Respiro con alivio el aire de la calle y paro un taxi. El taxista acerca el coche, se baja, “déjeme ayudarla, señora” dice, pero yo lo rechazo con un gesto brusco. Dentro huele a jabón antiguo. Él no deja de hablar, yo no dejo de mirar sus ojos en el retrovisor. Se llama Pepe y no ha ido nunca al teatro porque su abuela le inculcó que ahorrara la mitad de lo que ganase, “y mi abuela en paz descanse, oiga: sa-gra-da. Ni a un partido de fútbol he ido tampoco, eh” dice mientras levanta el índice sin soltar el volante, “usted me la recuerda” y sigue hablando de su abuela. Yo me quito la máscara de arrugas, me suelto el pelo, abro la ventanilla. Tiro el bastón. Lo veo saltar antes de partirse en dos en medio del carril bus. Pepe se calla de golpe. Miro el retrovisor, noto miedo en sus ojos.

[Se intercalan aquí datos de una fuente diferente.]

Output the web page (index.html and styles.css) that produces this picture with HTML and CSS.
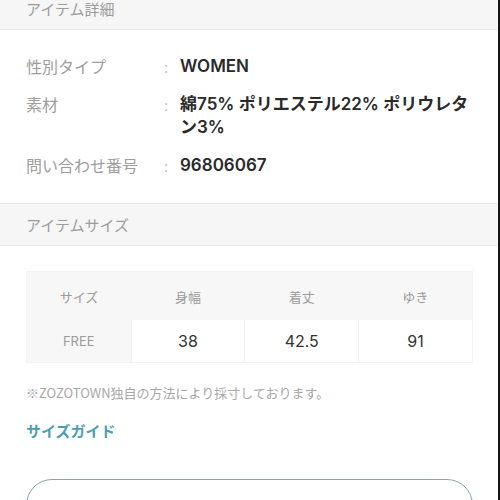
FILE: index.html
```html
<!DOCTYPE html>
<html lang="ja">
<head>
<meta charset="utf-8">
<link rel="stylesheet" href="styles.css">
</head>
<body>
<div class="page">
  <div class="band band-first">アイテム詳細</div>
  <section class="details">
    <div class="row">
      <div class="label">性別タイプ</div>
      <div class="colon">:</div>
      <div class="value">WOMEN</div>
    </div>
    <div class="row">
      <div class="label">素材</div>
      <div class="colon">:</div>
      <div class="value">綿75% ポリエステル22% ポリウレタン3%</div>
    </div>
    <div class="row">
      <div class="label">問い合わせ番号</div>
      <div class="colon">:</div>
      <div class="value">96806067</div>
    </div>
  </section>
  <div class="band">アイテムサイズ</div>
  <section class="sizes">
    <table class="size-table">
      <thead>
        <tr>
          <th class="first">サイズ</th>
          <th>身幅</th>
          <th>着丈</th>
          <th>ゆき</th>
        </tr>
      </thead>
      <tbody>
        <tr>
          <td class="first">FREE</td>
          <td>38</td>
          <td>42.5</td>
          <td>91</td>
        </tr>
      </tbody>
    </table>
    <p class="note">※ZOZOTOWN独自の方法により採寸しております。</p>
    <a class="guide" href="#">サイズガイド</a>
    <div class="button"></div>
  </section>
</div>
</body>
</html>
```
FILE: styles.css
```css
html {
  background: #161616;
}
body {
  margin: 0;
  width: 498px;
  min-height: 500px;
  background: #ffffff;
  font-family: "Noto Sans CJK JP", sans-serif;
  overflow: hidden;
}
.page {
  display: flex;
  flex-direction: column;
}
.band {
  height: 43px;
  box-sizing: border-box;
  background: #f6f6f6;
  border-top: 1px solid #ebebeb;
  border-bottom: 1px solid #ebebeb;
  padding-left: 26px;
  display: flex;
  align-items: center;
  font-size: 15px;
  color: #9b9b9b;
}
.band-first {
  margin-top: -13px;
  border-top: none;
}
.details {
  padding: 25px 25px 26px 26px;
  display: flex;
  flex-direction: column;
  gap: 15px;
}
.row {
  display: grid;
  grid-template-columns: 138px 16px 1fr;
  align-items: start;
}
.label {
  font-size: 16px;
  line-height: 23px;
  color: #9d9d9d;
}
.colon {
  font-size: 15px;
  line-height: 23px;
  color: #c4c4c4;
}
.value {
  font-family: Inter, "Noto Sans CJK JP", sans-serif;
  font-size: 17px;
  line-height: 23px;
  font-weight: 600;
  color: #2a2a2a;
}
.sizes {
  padding: 25px 25px 0 26px;
  display: flex;
  flex-direction: column;
}
.size-table {
  width: 447px;
  border-collapse: collapse;
  table-layout: fixed;
  border: 1px solid #f3f3f3;
}
.size-table th,
.size-table td {
  text-align: center;
  padding: 0;
}
.size-table th {
  height: 48px;
  background: #f7f7f7;
  font-weight: normal;
  font-size: 13px;
  color: #9b9b9b;
}
.size-table th.first {
  width: 104px;
}
.size-table td {
  height: 42px;
  background: #ffffff;
  font-family: Inter, sans-serif;
  font-size: 16px;
  color: #333333;
  border-left: 1px solid #f1f1f1;
}
.size-table td.first {
  background: #f7f7f7;
  font-size: 13px;
  color: #9b9b9b;
  border-left: none;
}
.note {
  margin: 20px 0 0;
  font-size: 13px;
  line-height: 20px;
  color: #a8a8a8;
}
.guide {
  margin-top: 17px;
  font-size: 15px;
  line-height: 22px;
  font-weight: bold;
  color: #4e9db5;
  text-decoration: none;
}
.button {
  margin-top: 37px;
  height: 52px;
  box-sizing: border-box;
  border: 1px solid #7fa9ab;
  border-radius: 26px;
}
```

Solo se oye el motor del coche mientras observo los edificios estrafalarios de aquella parte de la ciudad. Pensaba mudarme a uno de ellos. Ya no podré. “Su abuela le dio un consejo estupendo” le digo a Pepe. Él no aparta la mirada del frente ni dice nada, solo entorna un poco los ojos. “¿A qué se dedicaba su abuela?”, pero él me ignora y enciende la radio. Una ginecóloga explica los síntomas de la menopausia. Siento un calor tremendo. Veo el portal de mi casa, “pare aquí”. Pepe frena con suavidad y sin mirarme señala el taxímetro. Yo sonrío al cuello de su camisa. “No llevo el bolso, subo a casa un momento ¿vale?”. Pepe hace un gesto con la mano, salgo, cierro la puerta y él arranca bastante rápido. Me quedo clavada en la acera, no puedo despegar los ojos de la luz verde alejándose.

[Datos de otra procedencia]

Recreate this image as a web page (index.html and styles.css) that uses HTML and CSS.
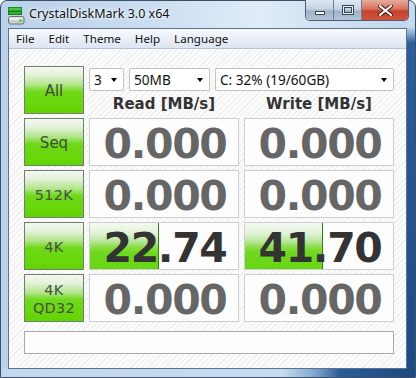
FILE: index.html
```html
<!DOCTYPE html>
<html>
<head>
<meta charset="utf-8">
<link rel="stylesheet" href="styles.css">
</head>
<body>
<div class="window">
  <div class="titlebar">
    <svg class="app-icon" width="17" height="18" viewBox="0 0 17 18">
      <rect x="0.5" y="0.5" width="13" height="3.5" fill="#3cc83c" stroke="#1f8a1f" stroke-width="1"/>
      <rect x="0.5" y="4.5" width="13" height="3" fill="#2fb02f" stroke="#1f7a1f" stroke-width="1"/>
      <rect x="0.5" y="9.5" width="15.5" height="7.5" rx="2" fill="#c9cdd1" stroke="#6b7278" stroke-width="1"/>
      <rect x="1.5" y="10.5" width="13.5" height="2.5" rx="1" fill="#eceff1"/>
      <rect x="11" y="12.5" width="3" height="2" fill="#39d039"/>
    </svg>
    <span class="title">CrystalDiskMark 3.0 x64</span>
    <div class="caption">
      <div class="cap-btn cap-min">
        <svg width="12" height="6" viewBox="0 0 12 6"><rect x="1.5" y="1.5" width="9" height="3" fill="#fff" stroke="#3a4656" stroke-width="1"/></svg>
      </div>
      <div class="cap-btn cap-max">
        <svg width="12" height="10" viewBox="0 0 12 10"><rect x="1.5" y="1.5" width="9" height="7" fill="none" stroke="#3a4656" stroke-width="3"/><rect x="1.5" y="1.5" width="9" height="7" fill="none" stroke="#e8eef5" stroke-width="1"/></svg>
      </div>
      <div class="cap-btn cap-close">
        <svg width="15" height="11" viewBox="0 0 15 11"><path d="M2 1 L13 10 M13 1 L2 10" stroke="#4a1a14" stroke-width="4" stroke-linecap="square"/><path d="M2 1 L13 10 M13 1 L2 10" stroke="#ffffff" stroke-width="2" stroke-linecap="square"/></svg>
      </div>
    </div>
  </div>
  <div class="client">
    <div class="menubar">
      <span class="menu-item">File</span>
      <span class="menu-item">Edit</span>
      <span class="menu-item">Theme</span>
      <span class="menu-item">Help</span>
      <span class="menu-item">Language</span>
    </div>
    <div class="content">
      <div class="grid">
        <div class="btn btn-comic">All</div>
        <div class="top-controls">
          <div class="combos">
            <div class="combo combo-count"><span>3</span><i class="arrow"></i></div>
            <div class="combo combo-size"><span>50MB</span><i class="arrow"></i></div>
            <div class="combo combo-drive"><span>C: 32% (19/60GB)</span><i class="arrow"></i></div>
          </div>
          <div class="headers">
            <div class="header">Read [MB/s]</div>
            <div class="header">Write [MB/s]</div>
          </div>
        </div>

        <div class="btn btn-comic">Seq</div>
        <div class="cell"><span class="num">0.000</span></div>
        <div class="cell"><span class="num">0.000</span></div>

        <div class="btn btn-geo">512K</div>
        <div class="cell"><span class="num">0.000</span></div>
        <div class="cell"><span class="num">0.000</span></div>

        <div class="btn btn-geo">4K</div>
        <div class="cell"><div class="bar" style="width: 69px"></div><span class="num num-dark">22.74</span></div>
        <div class="cell"><div class="bar" style="width: 78px"></div><span class="num num-dark">41.70</span></div>

        <div class="btn btn-geo btn-two">4K<br>QD32</div>
        <div class="cell"><span class="num">0.000</span></div>
        <div class="cell"><span class="num">0.000</span></div>

        <div class="status"></div>
      </div>
    </div>
  </div>
</div>
</body>
</html>
```

FILE: styles.css
```css
html, body {
  margin: 0;
  padding: 0;
  background: #ffffff;
}

.window {
  box-sizing: border-box;
  width: 416px;
  height: 378px;
  padding: 0 8px 8px 7px;
  display: flex;
  flex-direction: column;
  border: 1px solid #3d4f66;
  border-radius: 7px 7px 0 0;
  background:
    linear-gradient(to bottom, #c4daf0 0, #c4daf0 26px, #2c5e99 42px, #1d4b82 100%) right top / 8px 100% no-repeat,
    linear-gradient(to right, #c2d8ef 0, #c6dbf0 68%, #7fa4cc 76%, #2a5c96 82%, #1c4a80 100%) left bottom / 100% 9px no-repeat,
    linear-gradient(to right, #b9d1ea 0%, #c9dcf0 35%, #e0ecf8 62%, #cfe0f2 80%, #c0d6ed 100%);
}

.titlebar {
  height: 27px;
  display: flex;
  align-items: flex-start;
  margin-left: -1px;
  margin-right: -2px;
}

.app-icon {
  margin: 6px 0 0 1px;
  flex: none;
}

.title {
  margin: 5px 0 0 4px;
  font-family: "Noto Sans", "DejaVu Sans", sans-serif;
  font-size: 12.5px;
  line-height: 16px;
  color: #111;
  text-shadow: 0 0 6px #ffffff, 0 0 3px #ffffff;
}

.caption {
  margin-left: auto;
  display: flex;
  height: 20px;
  margin-top: -1px;
  border: 1px solid #4d5d73;
  border-top: none;
  border-radius: 0 0 5px 5px;
  overflow: hidden;
}

.cap-btn {
  display: flex;
  align-items: center;
  justify-content: center;
  height: 20px;
}

.cap-min, .cap-max {
  width: 27px;
  background: linear-gradient(#dfe8f2 0%, #c4d2e2 45%, #9fb2c9 55%, #b3c4d8 100%);
  border-right: 1px solid #6e7f96;
}

.cap-min svg { margin-top: 6px; }

.cap-close {
  width: 46px;
  background: linear-gradient(#e6ab9c 0%, #d7735d 45%, #c3402a 55%, #d0543c 100%);
}

.client {
  flex: 1;
  display: flex;
  flex-direction: column;
  border: 1px solid #5b7391;
  background: #ffffff;
}

.menubar {
  height: 19px;
  display: flex;
  align-items: center;
  padding-left: 0;
  border-bottom: 1px solid #b7c4d7;
  background: linear-gradient(#f7f9fd 0%, #eaeff7 50%, #dde5f1 100%);
}

.menu-item {
  padding: 0 7px;
  font-family: "Noto Sans", "DejaVu Sans", sans-serif;
  font-size: 11.6px;
  color: #111;
  line-height: 19px;
}

.content {
  flex: 1;
  padding: 17px 0 0 15px;
  background: repeating-linear-gradient(135deg, #fbfbfb 0px, #fbfbfb 3px, #eeeeee 3px, #eeeeee 4px);
}

.grid {
  display: grid;
  grid-template-columns: 60px 150px 150px;
  grid-template-rows: 48px 48px 48px 48px 48px 28px;
  column-gap: 5px;
  row-gap: 4px;
}

.btn {
  box-sizing: border-box;
  border: 1px solid #6f7f72;
  background: linear-gradient(#f3f8f0 0%, #e3f2da 18%, #b2e68c 38%, #6fd918 54%, #62d502 100%);
  display: flex;
  align-items: center;
  justify-content: center;
  text-align: center;
  color: #404a40;
}

.btn-comic {
  font-family: "DejaVu Sans", sans-serif;
  font-size: 15px;
  padding-top: 2px;
}

.btn-geo {
  font-family: "DejaVu Sans", sans-serif;
  font-size: 14.5px;
  letter-spacing: 0.3px;
  color: #484e48;
  padding-top: 2px;
}

.btn-two {
  line-height: 18px;
  padding-top: 1px;
}

.top-controls {
  grid-column: 2 / 4;
  display: flex;
  flex-direction: column;
}

.combos {
  display: flex;
  gap: 5px;
  margin-top: 2px;
  height: 23px;
}

.combo {
  box-sizing: border-box;
  height: 23px;
  border: 1px solid #c2c2c2;
  border-radius: 2px;
  background: #ffffff;
  display: flex;
  align-items: center;
  padding: 0 0 0 4px;
  font-family: "Noto Sans", "DejaVu Sans", sans-serif;
  font-size: 13.6px;
  color: #111;
}

.combo span { flex: 1; line-height: 20px; }

.combo-count { width: 35px; }
.combo-size { width: 81px; }
.combo-drive { width: 179px; }

.arrow {
  width: 0;
  height: 0;
  border-left: 3.5px solid transparent;
  border-right: 3.5px solid transparent;
  border-top: 4px solid #000;
  margin-right: 6px;
}

.headers {
  display: flex;
  gap: 5px;
  margin-top: 4px;
}

.header {
  width: 150px;
  text-align: center;
  font-family: "DejaVu Sans", sans-serif;
  font-weight: bold;
  font-size: 15px;
  line-height: 18px;
  color: #333;
}

.cell {
  position: relative;
  box-sizing: border-box;
  border: 1px solid #cecece;
  background: #fdfdfd;
  display: flex;
  align-items: center;
  justify-content: center;
}

.bar {
  position: absolute;
  left: 0;
  top: 0;
  bottom: 0;
  box-sizing: border-box;
  border-right: 1px solid #2f7f1c;
  background: linear-gradient(#f4f9f1 0%, #e2f2d8 22%, #b9e79a 40%, #84dc3c 54%, #6ed81e 66%, #66d612 100%);
}

.num {
  position: relative;
  font-family: "DejaVu Sans", sans-serif;
  font-weight: bold;
  font-size: 41px;
  line-height: 40px;
  letter-spacing: -1.3px;
  color: #666666;
  padding: 4px 0 0 2px;
}

.num-dark {
  color: #333333;
}

.status {
  grid-column: 1 / 4;
  margin-top: 5px;
  box-sizing: border-box;
  border: 1px solid #a9a9a9;
  background: #fdfdfd;
}
```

Oigo un frenazo a mi lado y me doy la vuelta. Dos guardias civiles se bajan de un coche blanco y verde. “Señora, ha arrojado un objeto a la vía pública desde el interior de un vehículo en marcha. Su DNI, por favor” dice uno de ellos mientras escribe en un cuadernillo. Noto al otro detrás de mí. “Son ochocientos euros. Si los abona ahora la multa se reduce un cincuenta por ciento”. Se moja un dedo, arranca la hoja y me la tiende. “Firme aquí” dice. Yo agacho la cabeza y me miro el largo vestido negro, los zapatos de principios del siglo pasado. Noto a Bernarda dentro.